-- Start Exercise inputs --

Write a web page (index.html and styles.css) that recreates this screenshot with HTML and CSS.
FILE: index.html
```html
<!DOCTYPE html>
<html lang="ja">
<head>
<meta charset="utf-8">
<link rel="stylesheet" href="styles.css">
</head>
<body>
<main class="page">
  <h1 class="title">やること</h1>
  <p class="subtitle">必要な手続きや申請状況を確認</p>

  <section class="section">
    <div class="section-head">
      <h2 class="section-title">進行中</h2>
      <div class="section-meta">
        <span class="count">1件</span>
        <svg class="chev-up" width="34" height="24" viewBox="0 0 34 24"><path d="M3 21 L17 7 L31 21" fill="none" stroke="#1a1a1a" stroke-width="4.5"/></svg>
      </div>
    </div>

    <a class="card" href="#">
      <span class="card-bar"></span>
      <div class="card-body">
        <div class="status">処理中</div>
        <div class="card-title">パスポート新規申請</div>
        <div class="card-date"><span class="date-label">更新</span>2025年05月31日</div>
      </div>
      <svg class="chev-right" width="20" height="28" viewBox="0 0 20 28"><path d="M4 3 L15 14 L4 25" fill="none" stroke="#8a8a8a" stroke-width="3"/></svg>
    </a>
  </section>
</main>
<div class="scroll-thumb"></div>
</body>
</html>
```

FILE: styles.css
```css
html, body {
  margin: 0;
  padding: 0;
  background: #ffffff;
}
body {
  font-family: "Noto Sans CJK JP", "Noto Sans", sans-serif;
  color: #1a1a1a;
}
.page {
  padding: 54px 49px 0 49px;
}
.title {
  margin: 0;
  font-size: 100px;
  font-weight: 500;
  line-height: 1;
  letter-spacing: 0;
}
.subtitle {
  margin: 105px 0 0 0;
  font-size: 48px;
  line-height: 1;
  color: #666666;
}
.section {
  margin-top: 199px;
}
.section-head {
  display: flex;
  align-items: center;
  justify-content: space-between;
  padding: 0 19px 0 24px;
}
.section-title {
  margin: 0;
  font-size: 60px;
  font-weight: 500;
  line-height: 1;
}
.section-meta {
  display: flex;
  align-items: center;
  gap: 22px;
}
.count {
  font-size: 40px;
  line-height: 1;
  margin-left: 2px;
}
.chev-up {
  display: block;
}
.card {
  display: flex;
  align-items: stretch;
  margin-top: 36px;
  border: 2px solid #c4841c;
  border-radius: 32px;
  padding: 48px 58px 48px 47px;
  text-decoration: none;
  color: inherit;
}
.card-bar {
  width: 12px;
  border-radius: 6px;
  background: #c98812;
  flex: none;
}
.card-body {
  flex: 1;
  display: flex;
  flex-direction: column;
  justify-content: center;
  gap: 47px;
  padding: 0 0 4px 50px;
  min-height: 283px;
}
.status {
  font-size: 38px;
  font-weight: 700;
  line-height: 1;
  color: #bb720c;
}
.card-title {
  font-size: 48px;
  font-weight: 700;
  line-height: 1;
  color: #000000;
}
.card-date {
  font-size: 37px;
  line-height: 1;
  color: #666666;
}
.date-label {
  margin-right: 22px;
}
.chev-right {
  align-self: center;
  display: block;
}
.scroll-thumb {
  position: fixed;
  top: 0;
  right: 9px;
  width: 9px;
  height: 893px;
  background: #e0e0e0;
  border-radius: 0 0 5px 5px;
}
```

-- End Exercise inputs --
-- Start Exercise inputs --

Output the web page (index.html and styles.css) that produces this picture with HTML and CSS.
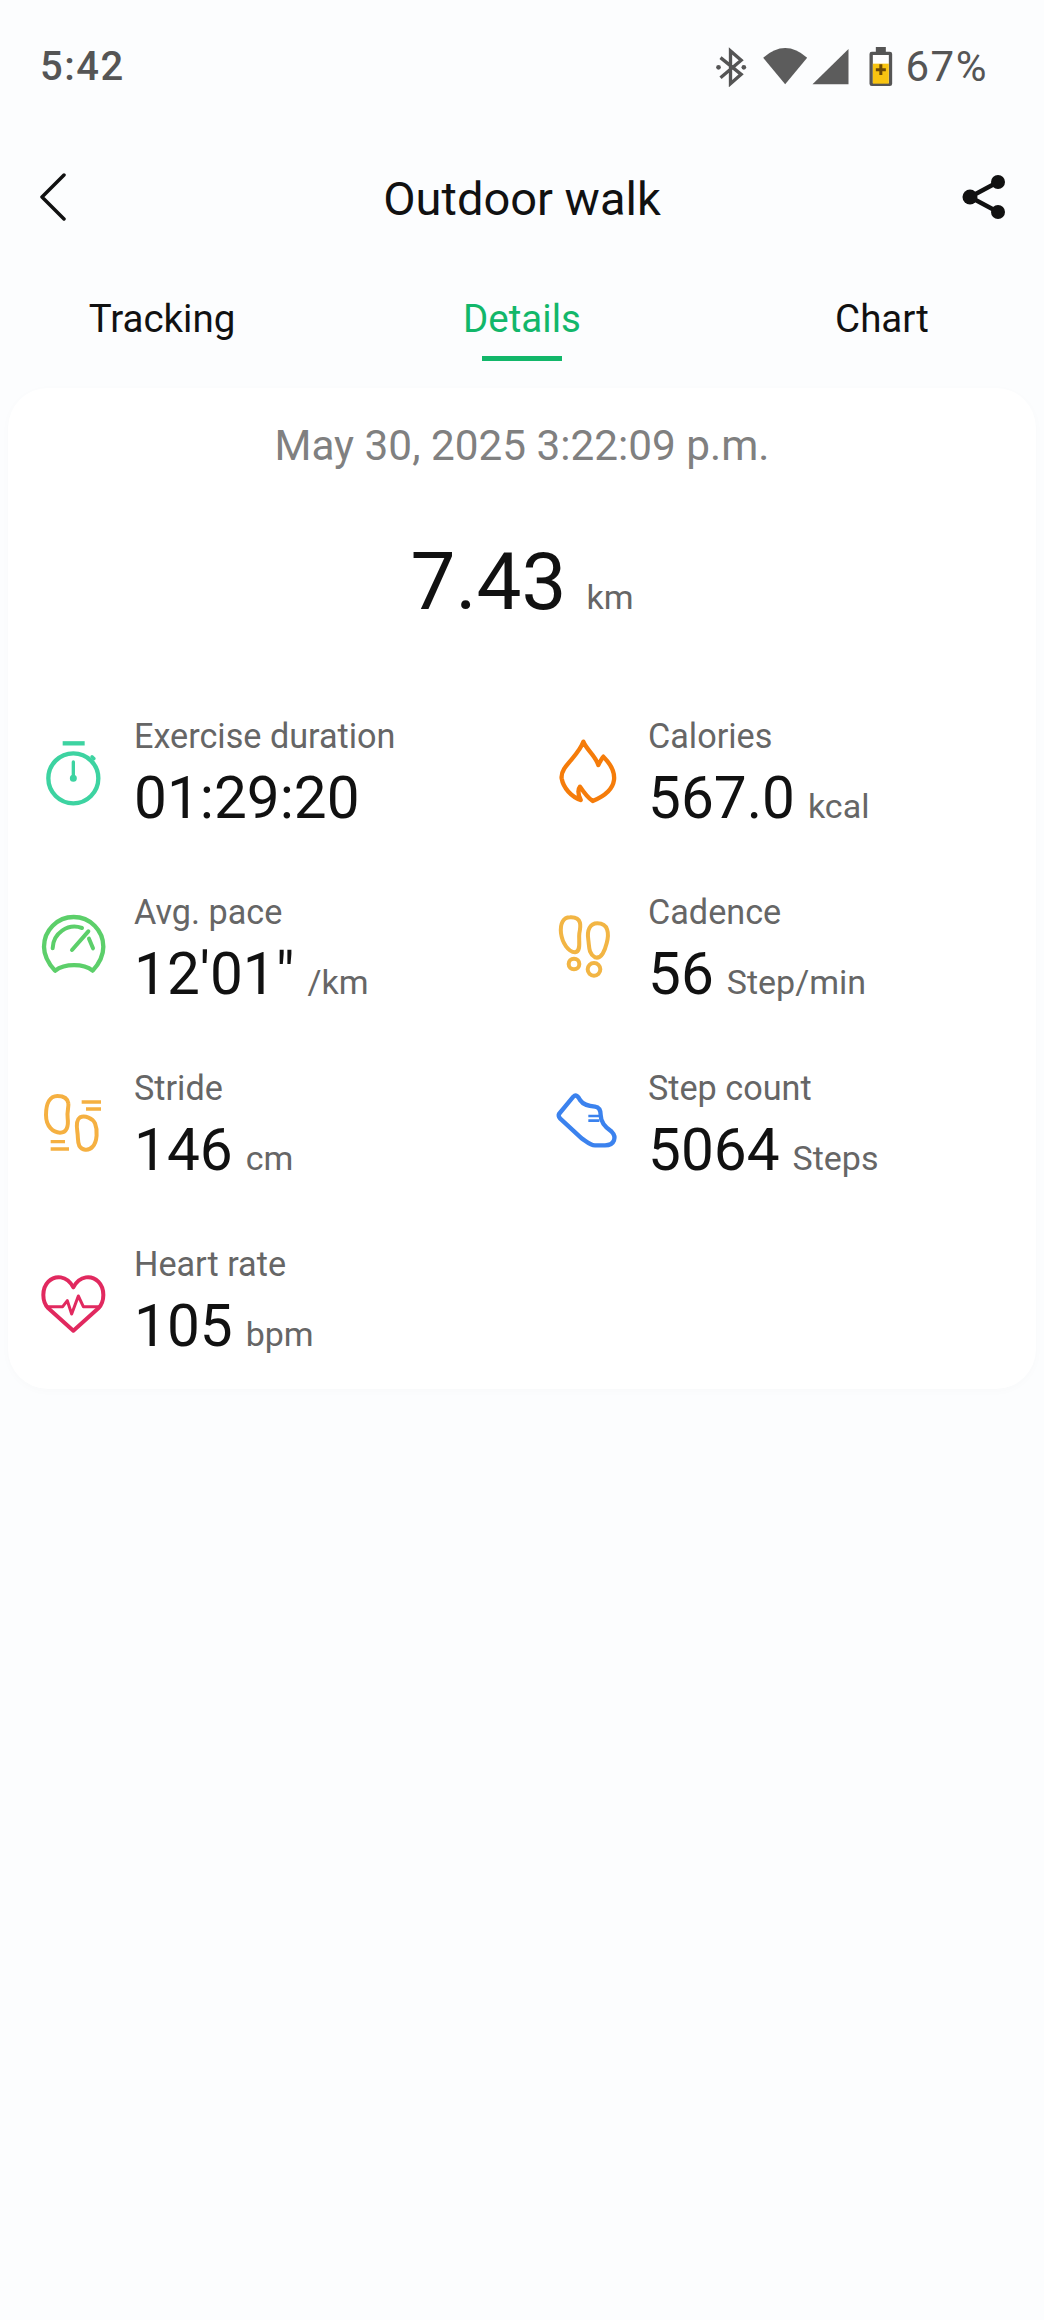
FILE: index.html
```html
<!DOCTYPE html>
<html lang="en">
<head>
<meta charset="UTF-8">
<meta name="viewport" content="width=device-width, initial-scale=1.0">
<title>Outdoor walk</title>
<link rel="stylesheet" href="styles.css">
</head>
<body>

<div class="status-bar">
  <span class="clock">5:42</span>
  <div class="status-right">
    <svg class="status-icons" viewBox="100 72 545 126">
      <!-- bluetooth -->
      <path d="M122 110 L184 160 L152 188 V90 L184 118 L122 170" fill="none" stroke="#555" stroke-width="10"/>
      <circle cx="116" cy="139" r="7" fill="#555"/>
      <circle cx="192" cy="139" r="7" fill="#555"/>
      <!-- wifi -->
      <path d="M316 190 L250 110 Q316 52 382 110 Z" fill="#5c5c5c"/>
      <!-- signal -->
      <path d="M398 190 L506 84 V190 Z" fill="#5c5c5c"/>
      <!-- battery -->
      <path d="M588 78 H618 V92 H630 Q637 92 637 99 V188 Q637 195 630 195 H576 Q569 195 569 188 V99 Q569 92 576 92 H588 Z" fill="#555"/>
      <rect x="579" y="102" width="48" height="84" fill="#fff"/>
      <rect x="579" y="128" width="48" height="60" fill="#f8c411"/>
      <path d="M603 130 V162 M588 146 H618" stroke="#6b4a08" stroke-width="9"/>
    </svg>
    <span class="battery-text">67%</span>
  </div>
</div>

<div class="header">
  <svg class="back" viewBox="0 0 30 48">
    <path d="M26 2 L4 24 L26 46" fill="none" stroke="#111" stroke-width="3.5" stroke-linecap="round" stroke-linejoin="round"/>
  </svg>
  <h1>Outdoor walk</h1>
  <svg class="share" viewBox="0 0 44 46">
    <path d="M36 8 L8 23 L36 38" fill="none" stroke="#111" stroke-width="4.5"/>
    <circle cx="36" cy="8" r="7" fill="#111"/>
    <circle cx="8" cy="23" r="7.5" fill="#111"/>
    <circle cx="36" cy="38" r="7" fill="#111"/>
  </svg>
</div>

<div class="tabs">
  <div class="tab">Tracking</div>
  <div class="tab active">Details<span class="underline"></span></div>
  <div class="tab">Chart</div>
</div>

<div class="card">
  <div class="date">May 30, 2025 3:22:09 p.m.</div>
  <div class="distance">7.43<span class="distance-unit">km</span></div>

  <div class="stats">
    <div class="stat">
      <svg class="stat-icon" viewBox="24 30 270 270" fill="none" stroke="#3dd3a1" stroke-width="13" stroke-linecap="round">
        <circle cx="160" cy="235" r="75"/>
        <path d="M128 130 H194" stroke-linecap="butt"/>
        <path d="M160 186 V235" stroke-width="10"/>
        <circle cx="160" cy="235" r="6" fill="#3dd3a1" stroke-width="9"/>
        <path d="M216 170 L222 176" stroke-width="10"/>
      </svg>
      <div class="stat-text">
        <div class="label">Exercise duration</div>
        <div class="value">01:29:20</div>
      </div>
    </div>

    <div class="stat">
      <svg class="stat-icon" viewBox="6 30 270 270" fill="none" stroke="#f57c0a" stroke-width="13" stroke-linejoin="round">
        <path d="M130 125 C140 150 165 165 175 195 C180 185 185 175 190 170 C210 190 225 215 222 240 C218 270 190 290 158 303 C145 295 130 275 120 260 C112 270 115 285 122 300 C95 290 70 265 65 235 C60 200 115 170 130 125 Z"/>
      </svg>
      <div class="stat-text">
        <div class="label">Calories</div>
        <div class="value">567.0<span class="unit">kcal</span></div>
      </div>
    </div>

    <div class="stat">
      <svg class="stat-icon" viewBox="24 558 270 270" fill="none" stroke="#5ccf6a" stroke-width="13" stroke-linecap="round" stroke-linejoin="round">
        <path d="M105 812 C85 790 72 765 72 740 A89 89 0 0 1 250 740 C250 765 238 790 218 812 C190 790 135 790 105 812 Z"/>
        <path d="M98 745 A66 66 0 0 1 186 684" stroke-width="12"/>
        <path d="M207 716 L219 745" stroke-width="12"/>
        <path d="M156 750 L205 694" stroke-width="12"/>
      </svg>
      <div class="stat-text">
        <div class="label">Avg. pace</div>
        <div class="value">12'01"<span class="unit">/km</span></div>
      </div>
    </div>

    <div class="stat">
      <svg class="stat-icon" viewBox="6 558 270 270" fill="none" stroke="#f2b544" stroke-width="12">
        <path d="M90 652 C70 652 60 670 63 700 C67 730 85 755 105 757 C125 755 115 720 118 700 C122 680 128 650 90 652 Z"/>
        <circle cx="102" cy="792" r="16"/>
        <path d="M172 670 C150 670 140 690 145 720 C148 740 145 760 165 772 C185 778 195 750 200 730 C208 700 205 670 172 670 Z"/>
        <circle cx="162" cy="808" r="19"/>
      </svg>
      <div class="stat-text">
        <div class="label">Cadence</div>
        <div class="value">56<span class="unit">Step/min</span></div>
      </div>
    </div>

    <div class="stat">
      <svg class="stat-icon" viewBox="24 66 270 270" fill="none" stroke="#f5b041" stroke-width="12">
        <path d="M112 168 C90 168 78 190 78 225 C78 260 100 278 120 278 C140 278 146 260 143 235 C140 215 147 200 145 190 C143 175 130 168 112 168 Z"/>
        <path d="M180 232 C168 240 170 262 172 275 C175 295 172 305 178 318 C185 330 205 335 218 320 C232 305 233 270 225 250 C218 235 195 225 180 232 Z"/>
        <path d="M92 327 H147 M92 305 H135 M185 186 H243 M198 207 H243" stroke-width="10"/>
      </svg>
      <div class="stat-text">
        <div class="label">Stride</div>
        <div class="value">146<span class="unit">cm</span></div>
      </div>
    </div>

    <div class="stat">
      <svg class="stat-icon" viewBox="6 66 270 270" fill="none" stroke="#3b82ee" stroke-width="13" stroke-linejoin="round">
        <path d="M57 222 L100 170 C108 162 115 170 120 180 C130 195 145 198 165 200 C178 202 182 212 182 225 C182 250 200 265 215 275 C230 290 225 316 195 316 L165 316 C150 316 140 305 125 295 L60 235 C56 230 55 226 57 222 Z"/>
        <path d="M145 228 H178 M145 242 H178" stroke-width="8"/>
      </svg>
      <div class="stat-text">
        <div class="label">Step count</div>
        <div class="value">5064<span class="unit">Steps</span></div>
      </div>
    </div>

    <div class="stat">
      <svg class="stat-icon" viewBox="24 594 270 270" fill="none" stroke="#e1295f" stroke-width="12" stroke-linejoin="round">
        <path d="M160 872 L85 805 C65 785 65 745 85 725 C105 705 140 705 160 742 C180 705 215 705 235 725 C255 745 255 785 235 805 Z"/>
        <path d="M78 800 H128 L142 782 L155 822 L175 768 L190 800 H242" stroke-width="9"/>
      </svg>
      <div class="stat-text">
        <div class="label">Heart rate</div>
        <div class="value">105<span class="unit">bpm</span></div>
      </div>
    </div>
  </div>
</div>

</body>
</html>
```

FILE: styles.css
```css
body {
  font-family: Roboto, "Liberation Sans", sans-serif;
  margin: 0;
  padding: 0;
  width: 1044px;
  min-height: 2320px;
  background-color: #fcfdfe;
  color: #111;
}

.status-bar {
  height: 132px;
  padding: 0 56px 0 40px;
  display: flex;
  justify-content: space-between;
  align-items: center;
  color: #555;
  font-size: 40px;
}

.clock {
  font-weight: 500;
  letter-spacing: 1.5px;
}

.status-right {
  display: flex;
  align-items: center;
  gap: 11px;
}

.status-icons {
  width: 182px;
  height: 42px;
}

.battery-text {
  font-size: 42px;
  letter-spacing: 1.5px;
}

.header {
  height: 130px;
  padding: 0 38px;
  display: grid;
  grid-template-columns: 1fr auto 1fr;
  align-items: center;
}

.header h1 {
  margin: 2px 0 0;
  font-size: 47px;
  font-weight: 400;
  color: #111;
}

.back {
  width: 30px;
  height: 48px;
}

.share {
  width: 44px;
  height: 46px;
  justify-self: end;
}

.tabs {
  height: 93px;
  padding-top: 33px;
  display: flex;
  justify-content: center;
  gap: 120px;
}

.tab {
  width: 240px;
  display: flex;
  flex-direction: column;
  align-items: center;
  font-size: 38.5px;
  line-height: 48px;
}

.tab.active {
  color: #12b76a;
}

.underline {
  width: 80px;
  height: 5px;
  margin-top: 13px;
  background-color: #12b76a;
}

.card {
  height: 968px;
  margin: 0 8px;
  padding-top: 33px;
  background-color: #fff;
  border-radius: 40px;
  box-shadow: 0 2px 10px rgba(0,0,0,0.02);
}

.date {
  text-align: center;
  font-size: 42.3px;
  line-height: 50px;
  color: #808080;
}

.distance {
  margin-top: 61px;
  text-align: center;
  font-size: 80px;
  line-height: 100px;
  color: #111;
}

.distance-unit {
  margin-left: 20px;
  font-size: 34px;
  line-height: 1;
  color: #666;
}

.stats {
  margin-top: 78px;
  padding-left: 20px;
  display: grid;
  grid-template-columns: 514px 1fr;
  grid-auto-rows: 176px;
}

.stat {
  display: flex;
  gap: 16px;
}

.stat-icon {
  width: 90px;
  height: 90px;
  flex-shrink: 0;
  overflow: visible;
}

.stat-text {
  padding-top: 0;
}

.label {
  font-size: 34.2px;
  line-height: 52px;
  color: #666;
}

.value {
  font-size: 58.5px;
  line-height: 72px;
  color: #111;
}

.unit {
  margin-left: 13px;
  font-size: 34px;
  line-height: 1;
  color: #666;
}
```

-- End Exercise inputs --

= Instructions to follow =
Go through the records above, find every line with the word "page", and list those lines.

= Answer to the task =
Write a web page (index.html and styles.css) that recreates this screenshot with HTML and CSS.
<main class="page">
.page {
Output the web page (index.html and styles.css) that produces this picture with HTML and CSS.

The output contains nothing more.